Still Life with Teapot and Fruit
Paul Gauguin·1896
Historical Context
Still Life with Teapot and Fruit (1896) at the Metropolitan Museum of Art is an unusual hybrid in Gauguin's Tahitian production: a still life that places a European domestic object — the teapot, with all its associations with French bourgeois ritual — amid the tropical fruits of the Pacific. He was not the first to use cultural juxtaposition as a formal and conceptual device in still life — Cézanne's careful arrangement of objects from different traditions and social registers had explored similar territory — but Gauguin's version carries a more loaded cultural charge. The teapot represents the colonial culture that had transformed Tahiti from what he imagined as a pre-contact paradise into a French administrative territory with churches, gendarmerie, and imported domestic customs.
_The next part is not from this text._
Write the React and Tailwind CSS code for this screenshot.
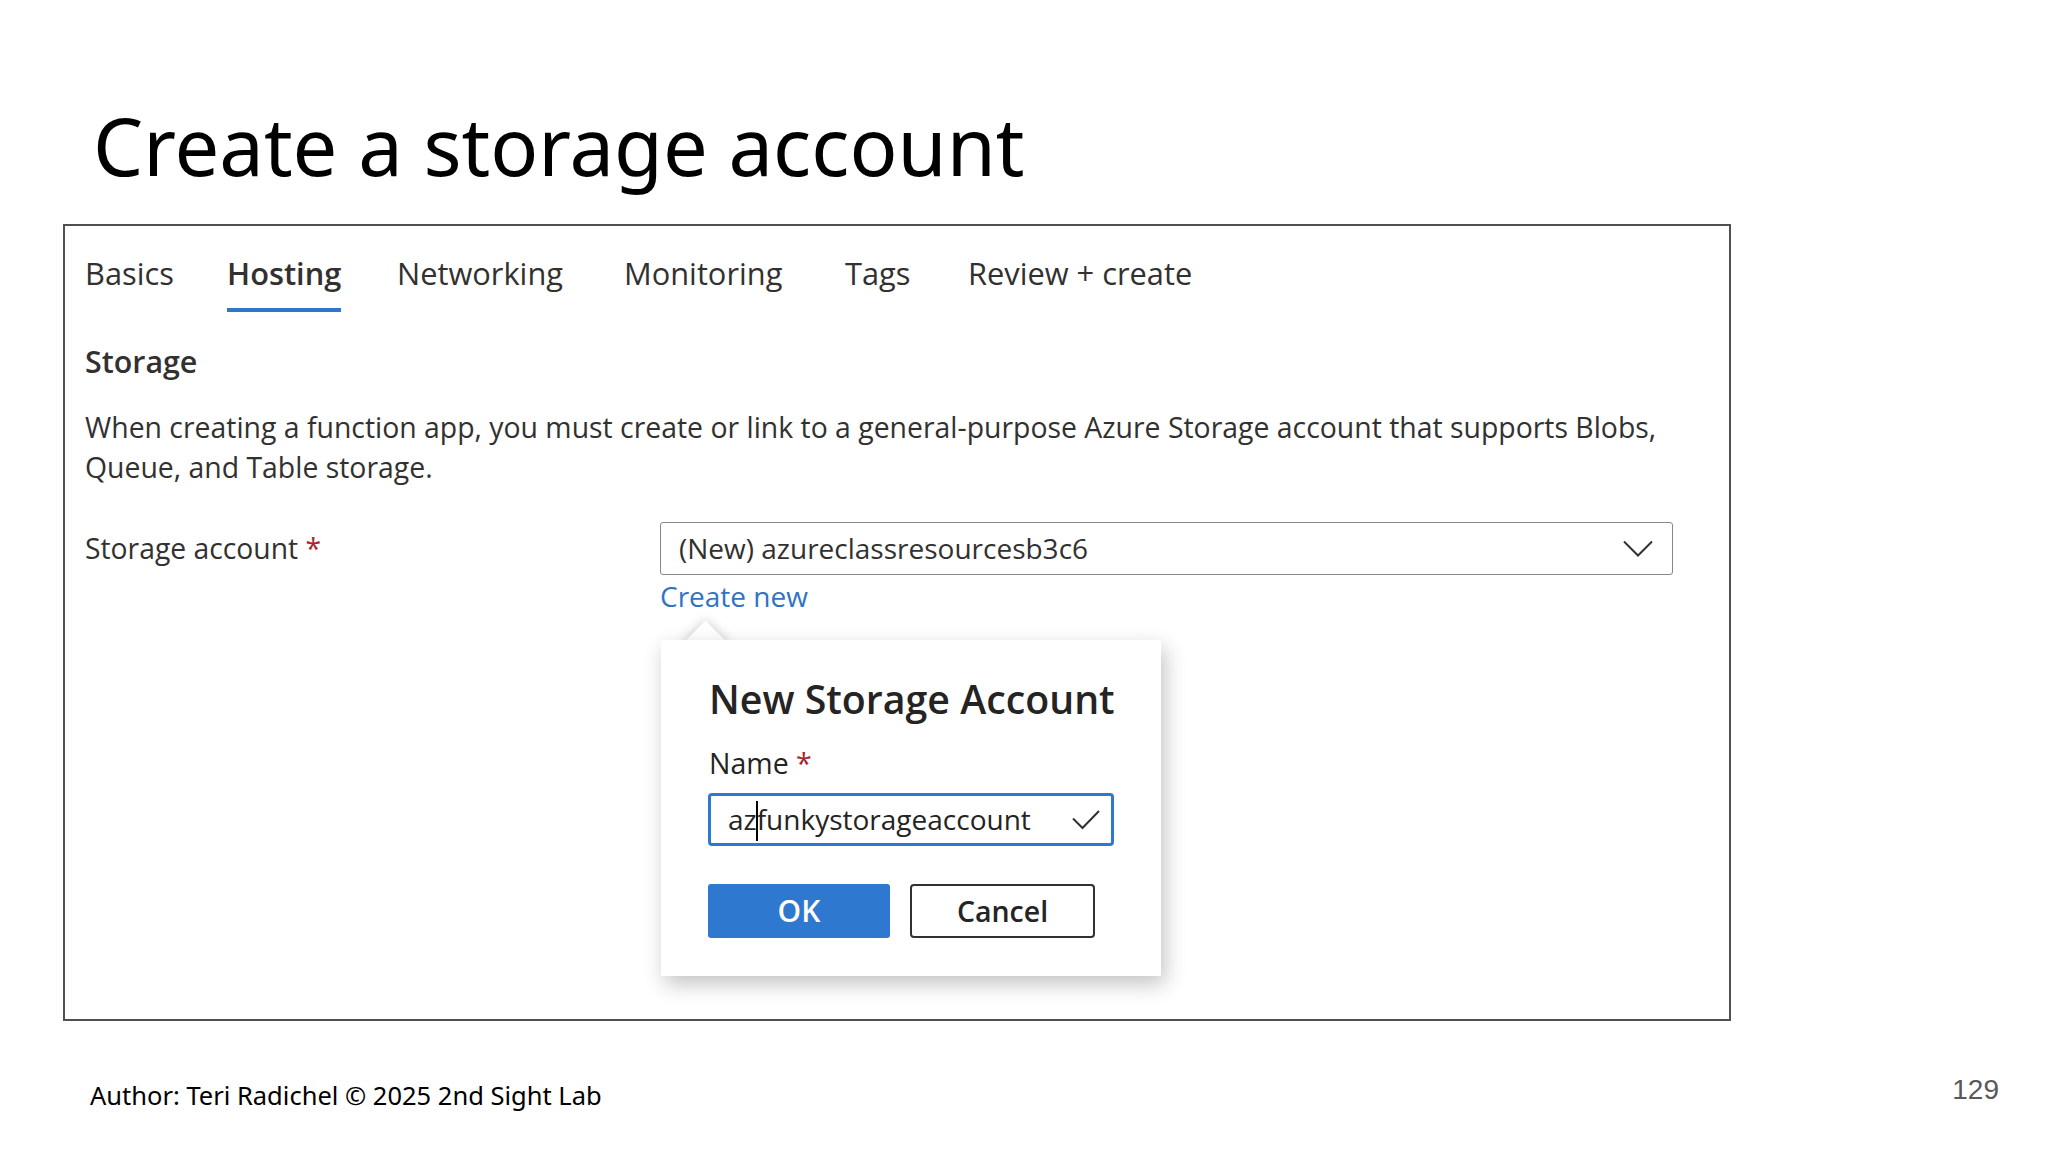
import React from "react";

const tabs = [
  { label: "Basics", w: "w-[142px]" },
  { label: "Hosting", w: "w-[170px]", active: true },
  { label: "Networking", w: "w-[227px]" },
  { label: "Monitoring", w: "w-[221px]" },
  { label: "Tags", w: "w-[123px]" },
  { label: "Review + create", w: "w-auto" },
];

function Chevron() {
  return (
    <svg width="30" height="18" viewBox="0 0 30 18" fill="none">
      <polyline points="1,1.5 15,15.5 29,1.5" stroke="#323130" strokeWidth="2" />
    </svg>
  );
}

function Check() {
  return (
    <svg width="28" height="20" viewBox="0 0 28 20" fill="none">
      <polyline points="1,8.5 10.5,18 27,1" stroke="#323130" strokeWidth="2" />
    </svg>
  );
}

function NewStoragePopup() {
  return (
    <div className="absolute left-px top-[64px] w-[500px]">
      {/* beak */}
      <div className="absolute left-[29px] top-[-13px] w-[31px] h-[31px] rotate-45 bg-white shadow-[0_0_12px_rgba(0,0,0,0.22)]" />
      <div className="relative h-[336px] bg-white pl-[47px] pt-[35px] shadow-[4px_8px_20px_rgba(0,0,0,0.24)] text-[#252423]">
        <div className="text-[39.3px] leading-[48px] font-semibold pl-px">New Storage Account</div>
        <div className="mt-[20px] text-[28.5px] leading-[40px] pl-px">
          Name <span className="text-[#a4262c]">*</span>
        </div>
        <div className="mt-[10px] w-[406px] h-[53px] border-[3px] border-[#2f78cf] rounded-[4px] flex items-center justify-between pl-[17px] pr-[11px]">
          <span className="text-[28px] leading-[47px]">
            az
            <span className="relative inline-block w-0">
              <span className="absolute left-[-1px] top-[-29px] w-[2px] h-[40px] bg-black" />
            </span>
            funkystorageaccount
          </span>
          <Check />
        </div>
        <div className="mt-[38px] flex gap-[20px]">
          <button className="w-[182px] h-[54px] bg-[#2f78cf] rounded-[3px] text-white font-semibold text-[30px] leading-[54px]">
            OK
          </button>
          <button className="w-[185px] h-[54px] border-2 border-[#323130] rounded-[4px] font-semibold text-[28.5px] text-[#252423]">
            Cancel
          </button>
        </div>
      </div>
    </div>
  );
}

export default function App() {
  return (
    <div className="w-[2048px] h-[1152px] bg-white flex flex-col font-['Noto_Sans',sans-serif] text-black">
      <h1 className="pl-[93px] pt-[105px] text-[79.5px] leading-[80px] font-normal">Create a storage account</h1>

      <div className="ml-[63px] mt-[39px] w-[1668px] h-[797px] shrink-0 border-2 border-[#505050] pl-[20px] pr-[56px] pt-[27px] font-['Open_Sans',sans-serif] text-[#323130]">
        <div className="flex">
          {tabs.map((t) => (
            <div key={t.label} className={`${t.w} shrink-0`}>
              <div className="inline-flex flex-col">
                <span className={`text-[30.8px] leading-[40px] ${t.active ? "font-semibold" : ""}`}>{t.label}</span>
                <span className={`mt-[15px] h-[4px] ${t.active ? "bg-[#2f78c8]" : "bg-transparent"}`} />
              </div>
            </div>
          ))}
        </div>

        <div className="mt-[30px] text-[30.4px] leading-[40px] font-semibold">Storage</div>
        <p className="mt-[25px] text-[28.4px] leading-[40px]">
          When creating a function app, you must create or link to a general-purpose Azure Storage account that supports Blobs,
          <br />
          Queue, and Table storage.
        </p>

        <div className="mt-[35px] flex">
          <div className="w-[575px] shrink-0 text-[28.3px] leading-[53px]">
            Storage account <span className="text-[#a4262c]">*</span>
          </div>
          <div className="flex-1">
            <div className="h-[53px] border border-[#8a8886] rounded-[3px] flex items-center justify-between pl-[18px] pr-[19px]">
              <span className="text-[28px] leading-[51px]">(New) azureclassresourcesb3c6</span>
              <Chevron />
            </div>
            <div className="relative mt-px">
              <span className="text-[28px] leading-[40px] text-[#2f73c4]">Create new</span>
              <NewStoragePopup />
            </div>
          </div>
        </div>
      </div>

      <div className="mt-[56px] flex items-start justify-between pl-[90px] pr-[49px]">
        <span className="text-[25.5px] leading-[36px]">Author: Teri Radichel © 2025 2nd Sight Lab</span>
        <span className="font-['Liberation_Sans',sans-serif] text-[28px] leading-[26px] text-[#595959]">129</span>
      </div>
    </div>
  );
}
Placing it among mangoes and papayas creates a visual confrontation between colonizer and colonized that the still-life genre's conventional neutrality can barely contain. The Metropolitan's strong collection of Tahitian Gauguins from the second stay includes this canvas alongside the Three Tahitian Women and the Tahitian Women Bathing, allowing the range of his subjects in the 1896 period to be compared.
Technical Analysis
The ceramic teapot provides a rounded, precise European form that contrasts with the organic irregularity of the surrounding tropical fruit. Warm ochres and oranges of the fruit are set against the cooler tones of the pot and the tablecloth. Gauguin's characteristically flat, unhesitating colour fills each element with decorative clarity. The shadow play is minimal, the composition asserting its objects with direct, even light.
Look Closer
- ◆The European teapot in the center of the composition is a deliberate cultural intrusion.
- ◆The fruit's golden-yellow and red-orange tones against the dark background create intensity.
- ◆The teapot's glazed ceramic surface reflects light differently from the matte skin of the fruit.
- ◆The dark background gives the objects a luminous stage-lit quality typical of Gauguin's still lifes.